_DATASET EXTRACT_.
--------------------

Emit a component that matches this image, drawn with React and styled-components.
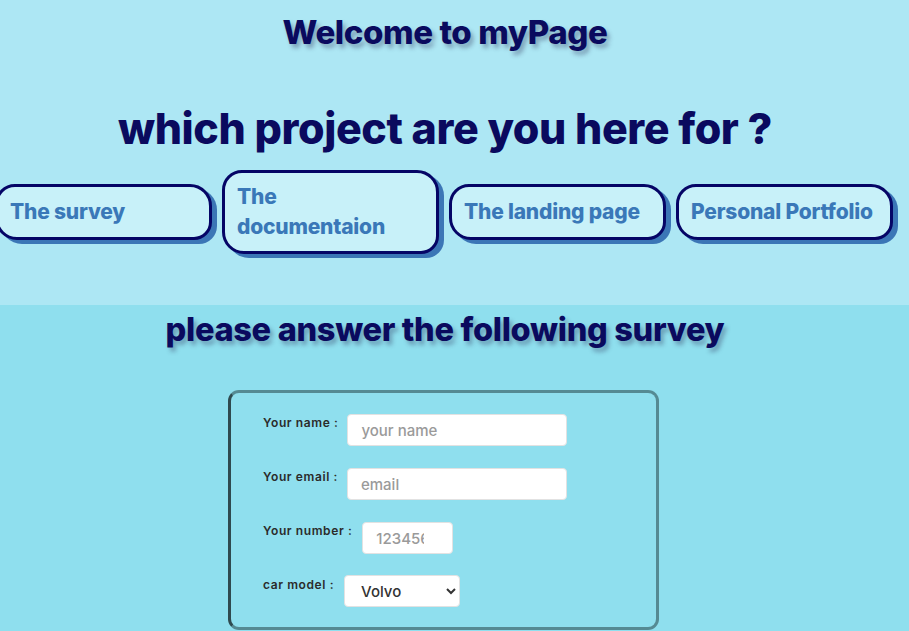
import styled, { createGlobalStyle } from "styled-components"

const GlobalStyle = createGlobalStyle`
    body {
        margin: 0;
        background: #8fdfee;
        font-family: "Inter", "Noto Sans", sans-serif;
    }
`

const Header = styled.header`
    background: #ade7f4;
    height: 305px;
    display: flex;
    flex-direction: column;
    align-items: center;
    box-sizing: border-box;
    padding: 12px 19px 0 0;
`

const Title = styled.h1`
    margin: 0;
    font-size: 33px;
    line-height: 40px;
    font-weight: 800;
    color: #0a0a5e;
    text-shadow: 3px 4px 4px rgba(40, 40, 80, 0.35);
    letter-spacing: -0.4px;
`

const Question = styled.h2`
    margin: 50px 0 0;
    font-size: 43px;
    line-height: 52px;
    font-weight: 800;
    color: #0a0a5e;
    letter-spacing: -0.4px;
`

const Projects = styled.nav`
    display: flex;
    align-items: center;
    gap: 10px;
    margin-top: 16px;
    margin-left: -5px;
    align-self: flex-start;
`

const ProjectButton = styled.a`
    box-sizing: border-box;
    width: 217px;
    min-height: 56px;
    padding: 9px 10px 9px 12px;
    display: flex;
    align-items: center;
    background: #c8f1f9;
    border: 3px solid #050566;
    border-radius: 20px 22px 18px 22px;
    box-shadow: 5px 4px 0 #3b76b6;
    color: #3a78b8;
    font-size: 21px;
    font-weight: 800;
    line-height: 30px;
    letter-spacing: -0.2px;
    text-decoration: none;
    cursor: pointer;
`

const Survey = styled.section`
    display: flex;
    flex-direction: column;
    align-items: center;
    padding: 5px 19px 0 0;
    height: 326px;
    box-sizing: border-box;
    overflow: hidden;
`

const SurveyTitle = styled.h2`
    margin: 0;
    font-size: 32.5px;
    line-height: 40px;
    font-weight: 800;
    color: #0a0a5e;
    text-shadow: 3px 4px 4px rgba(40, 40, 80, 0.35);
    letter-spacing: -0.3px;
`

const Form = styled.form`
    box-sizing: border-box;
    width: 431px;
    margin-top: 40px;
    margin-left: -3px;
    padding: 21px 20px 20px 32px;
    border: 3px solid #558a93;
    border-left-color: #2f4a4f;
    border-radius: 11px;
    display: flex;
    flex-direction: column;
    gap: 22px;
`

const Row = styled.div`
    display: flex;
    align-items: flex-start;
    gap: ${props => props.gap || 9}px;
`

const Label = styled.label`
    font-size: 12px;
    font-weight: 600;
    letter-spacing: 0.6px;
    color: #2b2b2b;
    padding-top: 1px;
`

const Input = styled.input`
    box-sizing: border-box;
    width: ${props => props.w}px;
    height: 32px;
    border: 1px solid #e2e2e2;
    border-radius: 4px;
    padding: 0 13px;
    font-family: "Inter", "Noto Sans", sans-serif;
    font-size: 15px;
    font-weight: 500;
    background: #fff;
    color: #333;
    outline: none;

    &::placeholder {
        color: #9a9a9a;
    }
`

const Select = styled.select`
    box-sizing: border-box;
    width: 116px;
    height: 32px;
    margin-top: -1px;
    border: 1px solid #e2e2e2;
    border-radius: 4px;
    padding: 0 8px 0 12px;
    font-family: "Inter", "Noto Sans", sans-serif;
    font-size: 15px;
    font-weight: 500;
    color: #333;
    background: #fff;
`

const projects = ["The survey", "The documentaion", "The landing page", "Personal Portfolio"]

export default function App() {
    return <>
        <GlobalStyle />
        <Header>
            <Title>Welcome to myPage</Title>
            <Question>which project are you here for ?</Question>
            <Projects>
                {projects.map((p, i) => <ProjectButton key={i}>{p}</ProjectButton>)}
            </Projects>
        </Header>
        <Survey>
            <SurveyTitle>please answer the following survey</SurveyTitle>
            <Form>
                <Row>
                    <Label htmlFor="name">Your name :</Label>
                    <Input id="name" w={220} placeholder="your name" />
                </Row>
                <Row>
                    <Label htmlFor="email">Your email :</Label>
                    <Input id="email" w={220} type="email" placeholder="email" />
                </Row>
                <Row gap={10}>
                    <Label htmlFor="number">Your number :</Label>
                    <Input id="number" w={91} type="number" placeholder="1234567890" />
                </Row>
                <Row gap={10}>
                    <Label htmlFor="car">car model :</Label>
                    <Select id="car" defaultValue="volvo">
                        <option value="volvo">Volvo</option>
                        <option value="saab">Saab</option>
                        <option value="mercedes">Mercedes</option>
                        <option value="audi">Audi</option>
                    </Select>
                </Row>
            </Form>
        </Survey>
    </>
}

--------------------

_TASK TO CARRY OUT_.
Take the listing above and print it exactly, apart from the pictures.

_SOLVED PROBLEM_.
Emit a component that matches this image, drawn with React and styled-components.
import styled, { createGlobalStyle } from "styled-components"

const GlobalStyle = createGlobalStyle`
    body {
        margin: 0;
        background: #8fdfee;
        font-family: "Inter", "Noto Sans", sans-serif;
    }
`

const Header = styled.header`
    background: #ade7f4;
    height: 305px;
    display: flex;
    flex-direction: column;
    align-items: center;
    box-sizing: border-box;
    padding: 12px 19px 0 0;
`

const Title = styled.h1`
    margin: 0;
    font-size: 33px;
    line-height: 40px;
    font-weight: 800;
    color: #0a0a5e;
    text-shadow: 3px 4px 4px rgba(40, 40, 80, 0.35);
    letter-spacing: -0.4px;
`

const Question = styled.h2`
    margin: 50px 0 0;
    font-size: 43px;
    line-height: 52px;
    font-weight: 800;
    color: #0a0a5e;
    letter-spacing: -0.4px;
`

const Projects = styled.nav`
    display: flex;
    align-items: center;
    gap: 10px;
    margin-top: 16px;
    margin-left: -5px;
    align-self: flex-start;
`

const ProjectButton = styled.a`
    box-sizing: border-box;
    width: 217px;
    min-height: 56px;
    padding: 9px 10px 9px 12px;
    display: flex;
    align-items: center;
    background: #c8f1f9;
    border: 3px solid #050566;
    border-radius: 20px 22px 18px 22px;
    box-shadow: 5px 4px 0 #3b76b6;
    color: #3a78b8;
    font-size: 21px;
    font-weight: 800;
    line-height: 30px;
    letter-spacing: -0.2px;
    text-decoration: none;
    cursor: pointer;
`

const Survey = styled.section`
    display: flex;
    flex-direction: column;
    align-items: center;
    padding: 5px 19px 0 0;
    height: 326px;
    box-sizing: border-box;
    overflow: hidden;
`

const SurveyTitle = styled.h2`
    margin: 0;
    font-size: 32.5px;
    line-height: 40px;
    font-weight: 800;
    color: #0a0a5e;
    text-shadow: 3px 4px 4px rgba(40, 40, 80, 0.35);
    letter-spacing: -0.3px;
`

const Form = styled.form`
    box-sizing: border-box;
    width: 431px;
    margin-top: 40px;
    margin-left: -3px;
    padding: 21px 20px 20px 32px;
    border: 3px solid #558a93;
    border-left-color: #2f4a4f;
    border-radius: 11px;
    display: flex;
    flex-direction: column;
    gap: 22px;
`

const Row = styled.div`
    display: flex;
    align-items: flex-start;
    gap: ${props => props.gap || 9}px;
`

const Label = styled.label`
    font-size: 12px;
    font-weight: 600;
    letter-spacing: 0.6px;
    color: #2b2b2b;
    padding-top: 1px;
`

const Input = styled.input`
    box-sizing: border-box;
    width: ${props => props.w}px;
    height: 32px;
    border: 1px solid #e2e2e2;
    border-radius: 4px;
    padding: 0 13px;
    font-family: "Inter", "Noto Sans", sans-serif;
    font-size: 15px;
    font-weight: 500;
    background: #fff;
    color: #333;
    outline: none;

    &::placeholder {
        color: #9a9a9a;
    }
`

const Select = styled.select`
    box-sizing: border-box;
    width: 116px;
    height: 32px;
    margin-top: -1px;
    border: 1px solid #e2e2e2;
    border-radius: 4px;
    padding: 0 8px 0 12px;
    font-family: "Inter", "Noto Sans", sans-serif;
    font-size: 15px;
    font-weight: 500;
    color: #333;
    background: #fff;
`

const projects = ["The survey", "The documentaion", "The landing page", "Personal Portfolio"]

export default function App() {
    return <>
        <GlobalStyle />
        <Header>
            <Title>Welcome to myPage</Title>
            <Question>which project are you here for ?</Question>
            <Projects>
                {projects.map((p, i) => <ProjectButton key={i}>{p}</ProjectButton>)}
            </Projects>
        </Header>
        <Survey>
            <SurveyTitle>please answer the following survey</SurveyTitle>
            <Form>
                <Row>
                    <Label htmlFor="name">Your name :</Label>
                    <Input id="name" w={220} placeholder="your name" />
                </Row>
                <Row>
                    <Label htmlFor="email">Your email :</Label>
                    <Input id="email" w={220} type="email" placeholder="email" />
                </Row>
                <Row gap={10}>
                    <Label htmlFor="number">Your number :</Label>
                    <Input id="number" w={91} type="number" placeholder="1234567890" />
                </Row>
                <Row gap={10}>
                    <Label htmlFor="car">car model :</Label>
                    <Select id="car" defaultValue="volvo">
                        <option value="volvo">Volvo</option>
                        <option value="saab">Saab</option>
                        <option value="mercedes">Mercedes</option>
                        <option value="audi">Audi</option>
                    </Select>
                </Row>
            </Form>
        </Survey>
    </>
}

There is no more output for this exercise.